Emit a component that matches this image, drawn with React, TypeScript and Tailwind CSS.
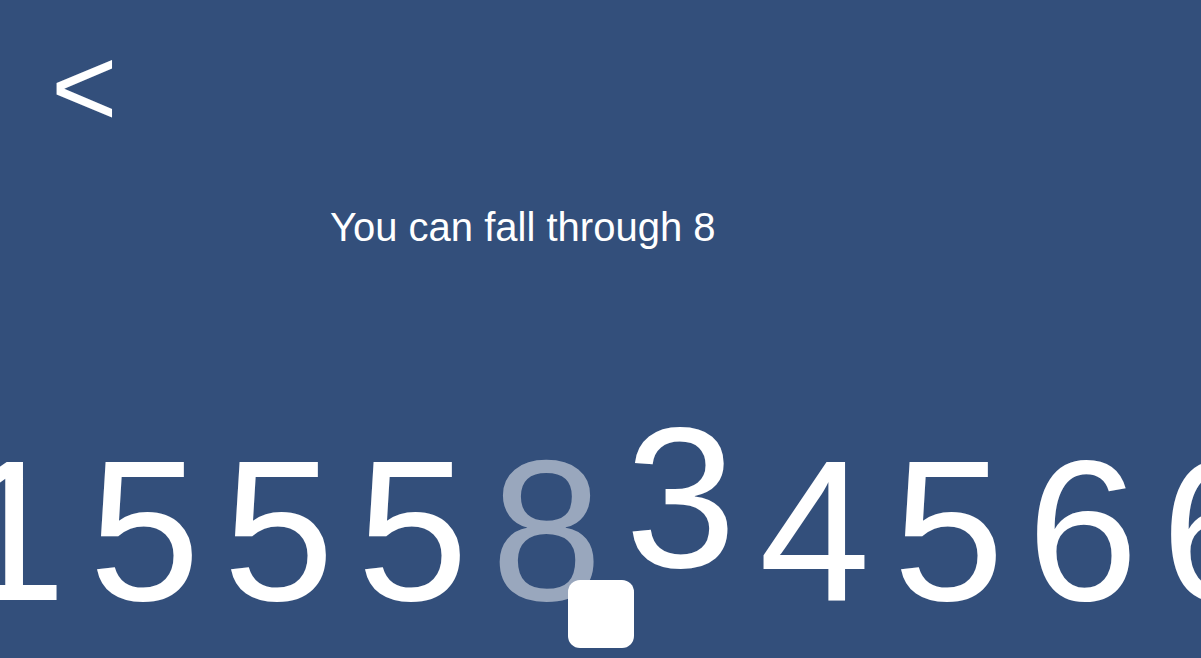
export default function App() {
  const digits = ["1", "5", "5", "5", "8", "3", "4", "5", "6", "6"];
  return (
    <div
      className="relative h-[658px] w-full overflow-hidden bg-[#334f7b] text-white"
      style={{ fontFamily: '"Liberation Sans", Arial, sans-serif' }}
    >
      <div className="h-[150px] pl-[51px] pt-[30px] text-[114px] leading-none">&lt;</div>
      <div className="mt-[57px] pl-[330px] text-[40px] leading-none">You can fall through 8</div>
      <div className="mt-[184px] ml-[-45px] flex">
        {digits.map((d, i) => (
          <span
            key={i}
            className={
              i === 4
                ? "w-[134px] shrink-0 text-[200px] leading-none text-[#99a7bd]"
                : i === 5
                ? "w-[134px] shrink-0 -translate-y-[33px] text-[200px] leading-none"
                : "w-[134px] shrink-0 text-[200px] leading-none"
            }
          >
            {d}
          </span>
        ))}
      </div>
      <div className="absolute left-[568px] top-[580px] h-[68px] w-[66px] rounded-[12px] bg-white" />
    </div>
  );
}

GIVEN EXERCISE
Print the complete listing exactly, apart from any pictures.

EXERCISE RESULT
Emit a component that matches this image, drawn with React, TypeScript and Tailwind CSS.
export default function App() {
  const digits = ["1", "5", "5", "5", "8", "3", "4", "5", "6", "6"];
  return (
    <div
      className="relative h-[658px] w-full overflow-hidden bg-[#334f7b] text-white"
      style={{ fontFamily: '"Liberation Sans", Arial, sans-serif' }}
    >
      <div className="h-[150px] pl-[51px] pt-[30px] text-[114px] leading-none">&lt;</div>
      <div className="mt-[57px] pl-[330px] text-[40px] leading-none">You can fall through 8</div>
      <div className="mt-[184px] ml-[-45px] flex">
        {digits.map((d, i) => (
          <span
            key={i}
            className={
              i === 4
                ? "w-[134px] shrink-0 text-[200px] leading-none text-[#99a7bd]"
                : i === 5
                ? "w-[134px] shrink-0 -translate-y-[33px] text-[200px] leading-none"
                : "w-[134px] shrink-0 text-[200px] leading-none"
            }
          >
            {d}
          </span>
        ))}
      </div>
      <div className="absolute left-[568px] top-[580px] h-[68px] w-[66px] rounded-[12px] bg-white" />
    </div>
  );
}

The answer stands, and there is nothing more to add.